* Start DATA EXTRACT *

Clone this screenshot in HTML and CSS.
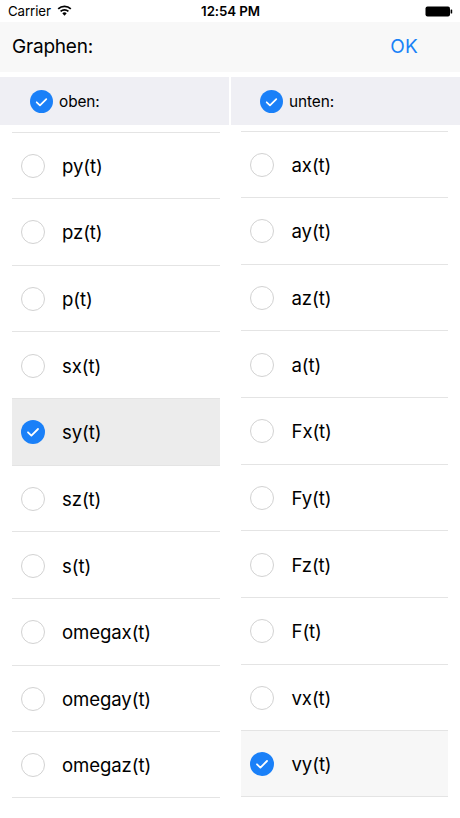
FILE: index.html
```html
<!DOCTYPE html>
<html>
<head>
<meta charset="utf-8">
<link rel="stylesheet" href="styles.css">
</head>
<body>
<div class="screen">
  <div class="status">
    <div class="status-left">
      <span>Carrier</span>
      <svg class="wifi" width="15" height="11" viewBox="0 0 15 11">
        <path d="M7.5 10.8 L5.3 8.3 A3.2 3.2 0 0 1 9.7 8.3 Z" fill="#000"/>
        <path d="M3.6 6.4 A5.6 5.6 0 0 1 11.4 6.4" fill="none" stroke="#000" stroke-width="1.7"/>
        <path d="M1.2 3.9 A9 9 0 0 1 13.8 3.9" fill="none" stroke="#000" stroke-width="1.7"/>
      </svg>
    </div>
    <div class="status-time">12:54 PM</div>
    <div class="status-right">
      <svg width="28" height="11" viewBox="0 0 28 11">
        <rect x="0.5" y="0.5" width="24.5" height="10" rx="2" fill="#000"/>
        <rect x="25.6" y="3.5" width="1.6" height="4" rx="0.6" fill="#000"/>
      </svg>
    </div>
  </div>

  <div class="navbar">
    <span class="nav-title">Graphen:</span>
    <span class="nav-ok">OK</span>
  </div>

  <div class="headers">
    <div class="head head-left">
      <span class="check on small"><svg viewBox="0 0 24 24"><path d="M7 12.3 L10.4 15.6 L17 9" fill="none" stroke="#fff" stroke-width="1.8" stroke-linecap="round" stroke-linejoin="round"/></svg></span>
      <span class="head-label">oben:</span>
    </div>
    <div class="head head-right">
      <span class="check on small"><svg viewBox="0 0 24 24"><path d="M7 12.3 L10.4 15.6 L17 9" fill="none" stroke="#fff" stroke-width="1.8" stroke-linecap="round" stroke-linejoin="round"/></svg></span>
      <span class="head-label">unten:</span>
    </div>
  </div>

  <div class="columns">
    <div class="col col-left">
      <div class="row"><span class="check"></span><span class="label">py(t)</span></div>
      <div class="row"><span class="check"></span><span class="label">pz(t)</span></div>
      <div class="row"><span class="check"></span><span class="label">p(t)</span></div>
      <div class="row"><span class="check"></span><span class="label">sx(t)</span></div>
      <div class="row selected"><span class="check on"><svg viewBox="0 0 24 24"><path d="M7 12.3 L10.4 15.6 L17 9" fill="none" stroke="#fff" stroke-width="1.8" stroke-linecap="round" stroke-linejoin="round"/></svg></span><span class="label">sy(t)</span></div>
      <div class="row"><span class="check"></span><span class="label">sz(t)</span></div>
      <div class="row"><span class="check"></span><span class="label">s(t)</span></div>
      <div class="row"><span class="check"></span><span class="label">omegax(t)</span></div>
      <div class="row"><span class="check"></span><span class="label">omegay(t)</span></div>
      <div class="row last"><span class="check"></span><span class="label">omegaz(t)</span></div>
    </div>
    <div class="col col-right">
      <div class="row"><span class="check"></span><span class="label">ax(t)</span></div>
      <div class="row"><span class="check"></span><span class="label">ay(t)</span></div>
      <div class="row"><span class="check"></span><span class="label">az(t)</span></div>
      <div class="row"><span class="check"></span><span class="label">a(t)</span></div>
      <div class="row"><span class="check"></span><span class="label">Fx(t)</span></div>
      <div class="row"><span class="check"></span><span class="label">Fy(t)</span></div>
      <div class="row"><span class="check"></span><span class="label">Fz(t)</span></div>
      <div class="row"><span class="check"></span><span class="label">F(t)</span></div>
      <div class="row"><span class="check"></span><span class="label">vx(t)</span></div>
      <div class="row last selected-light"><span class="check on"><svg viewBox="0 0 24 24"><path d="M7 12.3 L10.4 15.6 L17 9" fill="none" stroke="#fff" stroke-width="1.8" stroke-linecap="round" stroke-linejoin="round"/></svg></span><span class="label">vy(t)</span></div>
    </div>
  </div>
</div>
</body>
</html>
```

FILE: styles.css
```css
* { box-sizing: border-box; }

html, body {
  margin: 0;
  padding: 0;
  background: #fff;
}

body {
  font-family: Inter, "Noto Sans", "Liberation Sans", sans-serif;
  color: #000;
}

.screen {
  width: 460px;
  height: 818px;
  overflow: hidden;
  background: #fff;
}

/* status bar */
.status {
  height: 22px;
  display: grid;
  grid-template-columns: 1fr auto 1fr;
  align-items: center;
  padding: 0 7px 0 8px;
  font-size: 13.3px;
}

.status-left {
  display: flex;
  align-items: center;
  gap: 6px;
  letter-spacing: -0.1px;
}

.wifi { margin-top: -1px; }

.status-time {
  font-weight: 600;
  letter-spacing: -0.1px;
}

.status-right {
  display: flex;
  justify-content: flex-end;
  padding-top: 1px;
}

/* nav bar */
.navbar {
  height: 50px;
  background: #f8f8f8;
  display: flex;
  align-items: center;
  justify-content: space-between;
  padding: 0 42px 2px 12px;
  font-size: 19px;
}

.nav-title { letter-spacing: -0.2px; }

.nav-ok {
  color: #1a82f7;
  letter-spacing: 0.2px;
}

/* column headers */
.headers {
  margin-top: 5px;
  height: 48px;
  display: grid;
  grid-template-columns: 229px 229px;
  column-gap: 2px;
}

.head {
  background: #efeff4;
  display: flex;
  align-items: center;
  gap: 6px;
  padding-top: 1px;
}

.head-left { padding-left: 30px; }
.head-right { padding-left: 29px; }

.head-label {
  font-size: 15.4px;
  letter-spacing: -0.1px;
}

/* check circles */
.check {
  flex: none;
  width: 24px;
  height: 24px;
  border-radius: 50%;
  border: 1px solid #d2d2d2;
  display: flex;
  align-items: center;
  justify-content: center;
}

.check svg {
  width: 24px;
  height: 24px;
  display: block;
}

.check.on {
  background: #1a80f8;
  border: none;
}

.check.small {
  width: 23px;
  height: 23px;
}

/* columns */
.columns {
  display: grid;
  grid-template-columns: 208px 207px;
  column-gap: 21px;
  padding-left: 12px;
}

.col-left { padding-top: 6.5px; }
.col-right { padding-top: 5.5px; }

.row {
  height: 66.65px;
  border-top: 1px solid #e4e4e4;
  display: flex;
  align-items: center;
  padding-left: 8.5px;
  gap: 17.5px;
  padding-top: 1px;
}

.col-right .row {
  padding-left: 9px;
  gap: 17.5px;
}

.row.last {
  border-bottom: 1px solid #e4e4e4;
}

.row.selected { background: #ececec; }
.row.selected-light { background: #f7f7f7; }

.label {
  font-size: 18.6px;
  letter-spacing: -0.1px;
}
```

* End DATA EXTRACT *

Write out the material above again, word for word, minus its pictures.

Clone this screenshot in HTML and CSS.
FILE: index.html
```html
<!DOCTYPE html>
<html>
<head>
<meta charset="utf-8">
<link rel="stylesheet" href="styles.css">
</head>
<body>
<div class="screen">
  <div class="status">
    <div class="status-left">
      <span>Carrier</span>
      <svg class="wifi" width="15" height="11" viewBox="0 0 15 11">
        <path d="M7.5 10.8 L5.3 8.3 A3.2 3.2 0 0 1 9.7 8.3 Z" fill="#000"/>
        <path d="M3.6 6.4 A5.6 5.6 0 0 1 11.4 6.4" fill="none" stroke="#000" stroke-width="1.7"/>
        <path d="M1.2 3.9 A9 9 0 0 1 13.8 3.9" fill="none" stroke="#000" stroke-width="1.7"/>
      </svg>
    </div>
    <div class="status-time">12:54 PM</div>
    <div class="status-right">
      <svg width="28" height="11" viewBox="0 0 28 11">
        <rect x="0.5" y="0.5" width="24.5" height="10" rx="2" fill="#000"/>
        <rect x="25.6" y="3.5" width="1.6" height="4" rx="0.6" fill="#000"/>
      </svg>
    </div>
  </div>

  <div class="navbar">
    <span class="nav-title">Graphen:</span>
    <span class="nav-ok">OK</span>
  </div>

  <div class="headers">
    <div class="head head-left">
      <span class="check on small"><svg viewBox="0 0 24 24"><path d="M7 12.3 L10.4 15.6 L17 9" fill="none" stroke="#fff" stroke-width="1.8" stroke-linecap="round" stroke-linejoin="round"/></svg></span>
      <span class="head-label">oben:</span>
    </div>
    <div class="head head-right">
      <span class="check on small"><svg viewBox="0 0 24 24"><path d="M7 12.3 L10.4 15.6 L17 9" fill="none" stroke="#fff" stroke-width="1.8" stroke-linecap="round" stroke-linejoin="round"/></svg></span>
      <span class="head-label">unten:</span>
    </div>
  </div>

  <div class="columns">
    <div class="col col-left">
      <div class="row"><span class="check"></span><span class="label">py(t)</span></div>
      <div class="row"><span class="check"></span><span class="label">pz(t)</span></div>
      <div class="row"><span class="check"></span><span class="label">p(t)</span></div>
      <div class="row"><span class="check"></span><span class="label">sx(t)</span></div>
      <div class="row selected"><span class="check on"><svg viewBox="0 0 24 24"><path d="M7 12.3 L10.4 15.6 L17 9" fill="none" stroke="#fff" stroke-width="1.8" stroke-linecap="round" stroke-linejoin="round"/></svg></span><span class="label">sy(t)</span></div>
      <div class="row"><span class="check"></span><span class="label">sz(t)</span></div>
      <div class="row"><span class="check"></span><span class="label">s(t)</span></div>
      <div class="row"><span class="check"></span><span class="label">omegax(t)</span></div>
      <div class="row"><span class="check"></span><span class="label">omegay(t)</span></div>
      <div class="row last"><span class="check"></span><span class="label">omegaz(t)</span></div>
    </div>
    <div class="col col-right">
      <div class="row"><span class="check"></span><span class="label">ax(t)</span></div>
      <div class="row"><span class="check"></span><span class="label">ay(t)</span></div>
      <div class="row"><span class="check"></span><span class="label">az(t)</span></div>
      <div class="row"><span class="check"></span><span class="label">a(t)</span></div>
      <div class="row"><span class="check"></span><span class="label">Fx(t)</span></div>
      <div class="row"><span class="check"></span><span class="label">Fy(t)</span></div>
      <div class="row"><span class="check"></span><span class="label">Fz(t)</span></div>
      <div class="row"><span class="check"></span><span class="label">F(t)</span></div>
      <div class="row"><span class="check"></span><span class="label">vx(t)</span></div>
      <div class="row last selected-light"><span class="check on"><svg viewBox="0 0 24 24"><path d="M7 12.3 L10.4 15.6 L17 9" fill="none" stroke="#fff" stroke-width="1.8" stroke-linecap="round" stroke-linejoin="round"/></svg></span><span class="label">vy(t)</span></div>
    </div>
  </div>
</div>
</body>
</html>
```

FILE: styles.css
```css
* { box-sizing: border-box; }

html, body {
  margin: 0;
  padding: 0;
  background: #fff;
}

body {
  font-family: Inter, "Noto Sans", "Liberation Sans", sans-serif;
  color: #000;
}

.screen {
  width: 460px;
  height: 818px;
  overflow: hidden;
  background: #fff;
}

/* status bar */
.status {
  height: 22px;
  display: grid;
  grid-template-columns: 1fr auto 1fr;
  align-items: center;
  padding: 0 7px 0 8px;
  font-size: 13.3px;
}

.status-left {
  display: flex;
  align-items: center;
  gap: 6px;
  letter-spacing: -0.1px;
}

.wifi { margin-top: -1px; }

.status-time {
  font-weight: 600;
  letter-spacing: -0.1px;
}

.status-right {
  display: flex;
  justify-content: flex-end;
  padding-top: 1px;
}

/* nav bar */
.navbar {
  height: 50px;
  background: #f8f8f8;
  display: flex;
  align-items: center;
  justify-content: space-between;
  padding: 0 42px 2px 12px;
  font-size: 19px;
}

.nav-title { letter-spacing: -0.2px; }

.nav-ok {
  color: #1a82f7;
  letter-spacing: 0.2px;
}

/* column headers */
.headers {
  margin-top: 5px;
  height: 48px;
  display: grid;
  grid-template-columns: 229px 229px;
  column-gap: 2px;
}

.head {
  background: #efeff4;
  display: flex;
  align-items: center;
  gap: 6px;
  padding-top: 1px;
}

.head-left { padding-left: 30px; }
.head-right { padding-left: 29px; }

.head-label {
  font-size: 15.4px;
  letter-spacing: -0.1px;
}

/* check circles */
.check {
  flex: none;
  width: 24px;
  height: 24px;
  border-radius: 50%;
  border: 1px solid #d2d2d2;
  display: flex;
  align-items: center;
  justify-content: center;
}

.check svg {
  width: 24px;
  height: 24px;
  display: block;
}

.check.on {
  background: #1a80f8;
  border: none;
}

.check.small {
  width: 23px;
  height: 23px;
}

/* columns */
.columns {
  display: grid;
  grid-template-columns: 208px 207px;
  column-gap: 21px;
  padding-left: 12px;
}

.col-left { padding-top: 6.5px; }
.col-right { padding-top: 5.5px; }

.row {
  height: 66.65px;
  border-top: 1px solid #e4e4e4;
  display: flex;
  align-items: center;
  padding-left: 8.5px;
  gap: 17.5px;
  padding-top: 1px;
}

.col-right .row {
  padding-left: 9px;
  gap: 17.5px;
}

.row.last {
  border-bottom: 1px solid #e4e4e4;
}

.row.selected { background: #ececec; }
.row.selected-light { background: #f7f7f7; }

.label {
  font-size: 18.6px;
  letter-spacing: -0.1px;
}
```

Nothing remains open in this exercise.